Professor Liu Shen-Luan’s Topic of the Accepted Article: 2.4 GHz Low Noise PLL (Phase-Locked Loop)
A phase-locked loop or phase lock loop (PLL) is an electronic circuit consisting of a variable frequency oscillator and a phase detector. PLL is a control system that generates an output signal whose phase is related to the phase of an input reference signal. Phase-locked loops can be used to recover a signal from a noisy communication channel, generate stable frequencies at a multiple of an input frequency, or distribute clock-timing pulses in digital logic designs such as microprocessors. As for the low noise phase-locked loop, this can be used to process the clock generator and digital adaptors. Through the technique of sub-harmonically injection lock, the low noise PLL can reduce the noise of the oscillator. The conventional technique of PLL is widely used in modern electronic devices, with output frequencies from a fraction of a hertz up to many gigahertz. Professor Liu Shen-Luan and the post-graduate student, Huang Yi-Jie, of the Graduate Institute of Electronic Engineering indicate an innovative technique to improve the clock-timing pulses to make the system of sub-harmonically locked loop stable.

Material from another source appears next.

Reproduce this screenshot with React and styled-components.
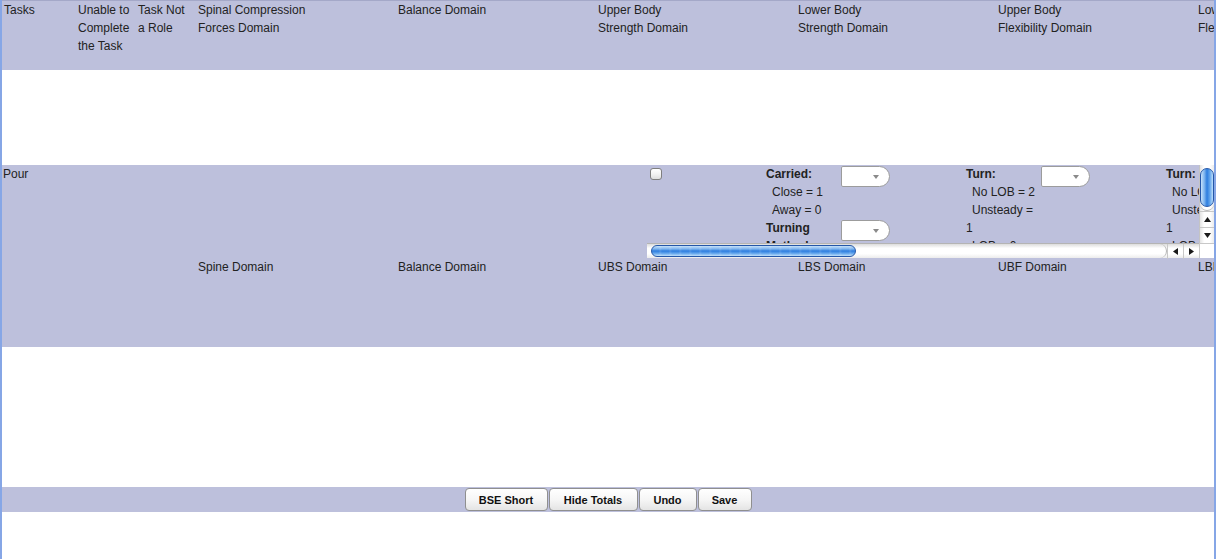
import React from "react";
import styled, { createGlobalStyle } from "styled-components";

const GlobalStyle = createGlobalStyle`
  html, body {
    margin: 0;
    padding: 0;
    background: #ffffff;
  }
  body {
    font-family: "Liberation Sans", Arial, sans-serif;
    font-size: 12px;
    color: #222222;
  }
`;

const LAVENDER = "#bdc0dc";
const COLS = "74px 60px 60px repeat(5, 200px) 1fr";

const Frame = styled.div`
  width: 1216px;
  height: 559px;
  box-sizing: border-box;
  border-left: 2px solid #86a6e6;
  border-right: 2px solid #86a6e6;
  display: flex;
  flex-direction: column;
  overflow: hidden;
`;

const HeaderRow = styled.div`
  display: grid;
  grid-template-columns: ${COLS};
  height: 70px;
  box-sizing: border-box;
  border-top: 1px solid #a4a8c8;
  background: ${LAVENDER};
`;

const HeadCell = styled.div`
  padding: 0 2px;
  line-height: 18px;
  white-space: nowrap;
  overflow: hidden;
`;

const Gap = styled.div`
  height: ${(p) => p.$h}px;
  background: #ffffff;
`;

const TaskRow = styled.div`
  height: 182px;
  background: ${LAVENDER};
  display: flex;
  flex-direction: column;
`;

const TopLine = styled.div`
  display: flex;
  height: 93px;
`;

const TaskName = styled.div`
  width: 644px;
  padding-left: 1px;
  box-sizing: border-box;
  line-height: 18px;
`;

const Pane = styled.div`
  width: 568px;
  display: grid;
  grid-template-columns: 1fr 15px;
  grid-template-rows: 78px 15px;
`;

const Viewport = styled.div`
  overflow: hidden;
  display: flex;
`;

const CheckCell = styled.div`
  flex: 0 0 120px;
  padding: 3px 0 0 4px;
  box-sizing: border-box;
`;

const CheckBox = styled.div`
  width: 12px;
  height: 12px;
  box-sizing: border-box;
  border: 1px solid #7f7f7f;
  border-radius: 3px;
  background: linear-gradient(#ffffff, #f3f3f3 50%, #dedede);
`;

const ScoreCell = styled.div`
  flex: 0 0 200px;
  display: grid;
  grid-template-columns: 75px 50px;
  grid-auto-rows: 18px;
`;

const Line = styled.div`
  grid-column: 1;
  line-height: 18px;
  white-space: nowrap;
  font-weight: ${(p) => (p.$bold ? "bold" : "normal")};
  padding-left: ${(p) => (p.$indent ? 6 : 0)}px;
`;

const Dropdown = styled.div`
  grid-column: 2;
  grid-row: ${(p) => p.$row};
  align-self: start;
  margin-top: 1px;
  width: 49px;
  height: 21px;
  box-sizing: border-box;
  background: #ffffff;
  border: 1px solid #9c9c9c;
  border-radius: 2px 11px 11px 2px;
  position: relative;

  &::after {
    content: "";
    position: absolute;
    left: 31px;
    top: 8px;
    border-left: 3.5px solid transparent;
    border-right: 3.5px solid transparent;
    border-top: 4px solid #8a8a8a;
  }
`;

const VScroll = styled.div`
  display: flex;
  flex-direction: column;
  background: linear-gradient(to right, #e4e4e4, #ffffff 30%, #ffffff 70%, #ececec);
  border-left: 1px solid #c4c4c4;
  box-sizing: border-box;
`;

const VTrack = styled.div`
  flex: 1;
  padding: 3px 0 0 0;
  border-bottom: 1px solid #b9b9b9;
  border-radius: 0 0 7px 7px;
`;

const VThumb = styled.div`
  width: 14px;
  height: 39px;
  box-sizing: border-box;
  border: 1px solid #2557a8;
  border-radius: 7px;
  background: linear-gradient(
    to right,
    #c6e1fa 0%,
    #7db4ee 28%,
    #2d7ddf 50%,
    #5ea2eb 72%,
    #bfe0fb 100%
  );
`;

const ArrowBox = styled.div`
  width: ${(p) => (p.$h ? 16 : 14)}px;
  height: ${(p) => (p.$h ? 15 : 16)}px;
  display: flex;
  align-items: center;
  justify-content: center;
  box-sizing: border-box;
  border-top: ${(p) => (p.$h ? "none" : "1px solid #c8c8c8")};
  border-left: ${(p) => (p.$h ? "1px solid #c8c8c8" : "none")};
`;

const HScroll = styled.div`
  display: flex;
  margin-left: 1px;
  border-top: 1px solid #b4b4b4;
  box-sizing: border-box;
  background: linear-gradient(#dcdcdc, #ffffff 30%, #ffffff 70%, #ececec);
`;

const HTrack = styled.div`
  flex: 1;
  padding: 1px 0 0 4px;
  border-right: 1px solid #b4b4b4;
  border-radius: 0 7px 7px 0;
`;

const HThumb = styled.div`
  width: 205px;
  height: 12px;
  box-sizing: border-box;
  border: 1px solid #2557a8;
  border-radius: 6px;
  background: repeating-linear-gradient(
      to right,
      rgba(255, 255, 255, 0) 0px,
      rgba(255, 255, 255, 0) 7px,
      rgba(255, 255, 255, 0.12) 8px,
      rgba(255, 255, 255, 0) 10px
    ),
    linear-gradient(#c6e1fa 0%, #7db4ee 30%, #2d7ddf 50%, #5ea2eb 72%, #bfe0fb 100%);
`;

const Corner = styled.div`
  background: #ffffff;
  border-top: 1px solid #c8c8c8;
  border-left: 1px solid #c8c8c8;
`;

const DomainLine = styled.div`
  display: grid;
  grid-template-columns: ${COLS};
  line-height: 18px;
`;

const DomainCell = styled.div`
  padding: 0 2px;
  white-space: nowrap;
  overflow: hidden;
`;

const ButtonBar = styled.div`
  height: 25px;
  background: ${LAVENDER};
  display: flex;
  justify-content: center;
  align-items: center;
  gap: 1px;
`;

const Button = styled.button`
  width: ${(p) => p.$w}px;
  height: 23px;
  padding: 0;
  box-sizing: border-box;
  border: 1px solid #8f8f8f;
  border-radius: 4px;
  background: linear-gradient(#ffffff, #f6f6f6 50%, #e4e4e4);
  font-family: "Liberation Sans", Arial, sans-serif;
  font-size: 11px;
  font-weight: bold;
  color: #111111;
`;

const Tri = ({ dir }) => {
  const pts = {
    up: "0,5 3.5,0 7,5",
    down: "0,0 7,0 3.5,5",
    left: "5,0 5,7 0,3.5",
    right: "0,0 0,7 5,3.5",
  }[dir];
  const horiz = dir === "left" || dir === "right";
  return (
    <svg width={horiz ? 5 : 7} height={horiz ? 7 : 5} viewBox={horiz ? "0 0 5 7" : "0 0 7 5"}>
      <polygon points={pts} fill="#1a1a1a" />
    </svg>
  );
};

const headers = [
  ["Tasks"],
  ["Unable to", "Complete", "the Task"],
  ["Task Not", "a Role"],
  ["Spinal Compression", "Forces Domain"],
  ["Balance Domain"],
  ["Upper Body", "Strength Domain"],
  ["Lower Body", "Strength Domain"],
  ["Upper Body", "Flexibility Domain"],
  ["Lower Body", "Flexibility Domain"],
];

const domains = ["", "", "", "Spine Domain", "Balance Domain", "UBS Domain", "LBS Domain", "UBF Domain", "LBF Domain"];

const turnLines = [
  { t: "Turn:", bold: true },
  { t: "No LOB = 2", indent: true },
  { t: "Unsteady =", indent: true },
  { t: "1" },
  { t: "LOB = 0", indent: true },
];

const carriedLines = [
  { t: "Carried:", bold: true },
  { t: "Close = 1", indent: true },
  { t: "Away = 0", indent: true },
  { t: "Turning", bold: true },
  { t: "Method:", bold: true },
];

const Score = ({ lines, drops }) => (
  <ScoreCell>
    {drops.map((r) => (
      <Dropdown key={r} $row={r} />
    ))}
    {lines.map((l, i) => (
      <Line key={i} $bold={l.bold} $indent={l.indent}>
        {l.t}
      </Line>
    ))}
  </ScoreCell>
);

export default function App() {
  return (
    <>
      <GlobalStyle />
      <Frame>
        <HeaderRow>
          {headers.map((lines, i) => (
            <HeadCell key={i}>
              {lines.map((l, j) => (
                <div key={j}>{l}</div>
              ))}
            </HeadCell>
          ))}
        </HeaderRow>
        <Gap $h={95} />
        <TaskRow>
          <TopLine>
            <TaskName>Pour</TaskName>
            <Pane>
              <Viewport>
                <CheckCell>
                  <CheckBox />
                </CheckCell>
                <Score lines={carriedLines} drops={[1, 4]} />
                <Score lines={turnLines} drops={[1]} />
                <Score lines={turnLines} drops={[1]} />
              </Viewport>
              <VScroll>
                <VTrack>
                  <VThumb />
                </VTrack>
                <ArrowBox>
                  <Tri dir="up" />
                </ArrowBox>
                <ArrowBox>
                  <Tri dir="down" />
                </ArrowBox>
              </VScroll>
              <HScroll>
                <HTrack>
                  <HThumb />
                </HTrack>
                <ArrowBox $h>
                  <Tri dir="left" />
                </ArrowBox>
                <ArrowBox $h>
                  <Tri dir="right" />
                </ArrowBox>
              </HScroll>
              <Corner />
            </Pane>
          </TopLine>
          <DomainLine>
            {domains.map((d, i) => (
              <DomainCell key={i}>{d}</DomainCell>
            ))}
          </DomainLine>
        </TaskRow>
        <Gap $h={140} />
        <ButtonBar>
          <Button $w={83}>BSE Short</Button>
          <Button $w={89}>Hide Totals</Button>
          <Button $w={58}>Undo</Button>
          <Button $w={54}>Save</Button>
        </ButtonBar>
      </Frame>
    </>
  );
}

The 2012 ISSCC is going to be held in San Francisco during February 19th and February 23rd. There will be nine research papers from Taiwan presented at the conference, which is indeed a great honor. In addition to the four articles from National Taiwan University, there are also two research papers accepted each from National Tsing Hua University and MediaTek, and one article accepted from National Chiao Tung University. Hence, National Taiwan University will have the opportunity to present our outstanding academic performance to the whole world.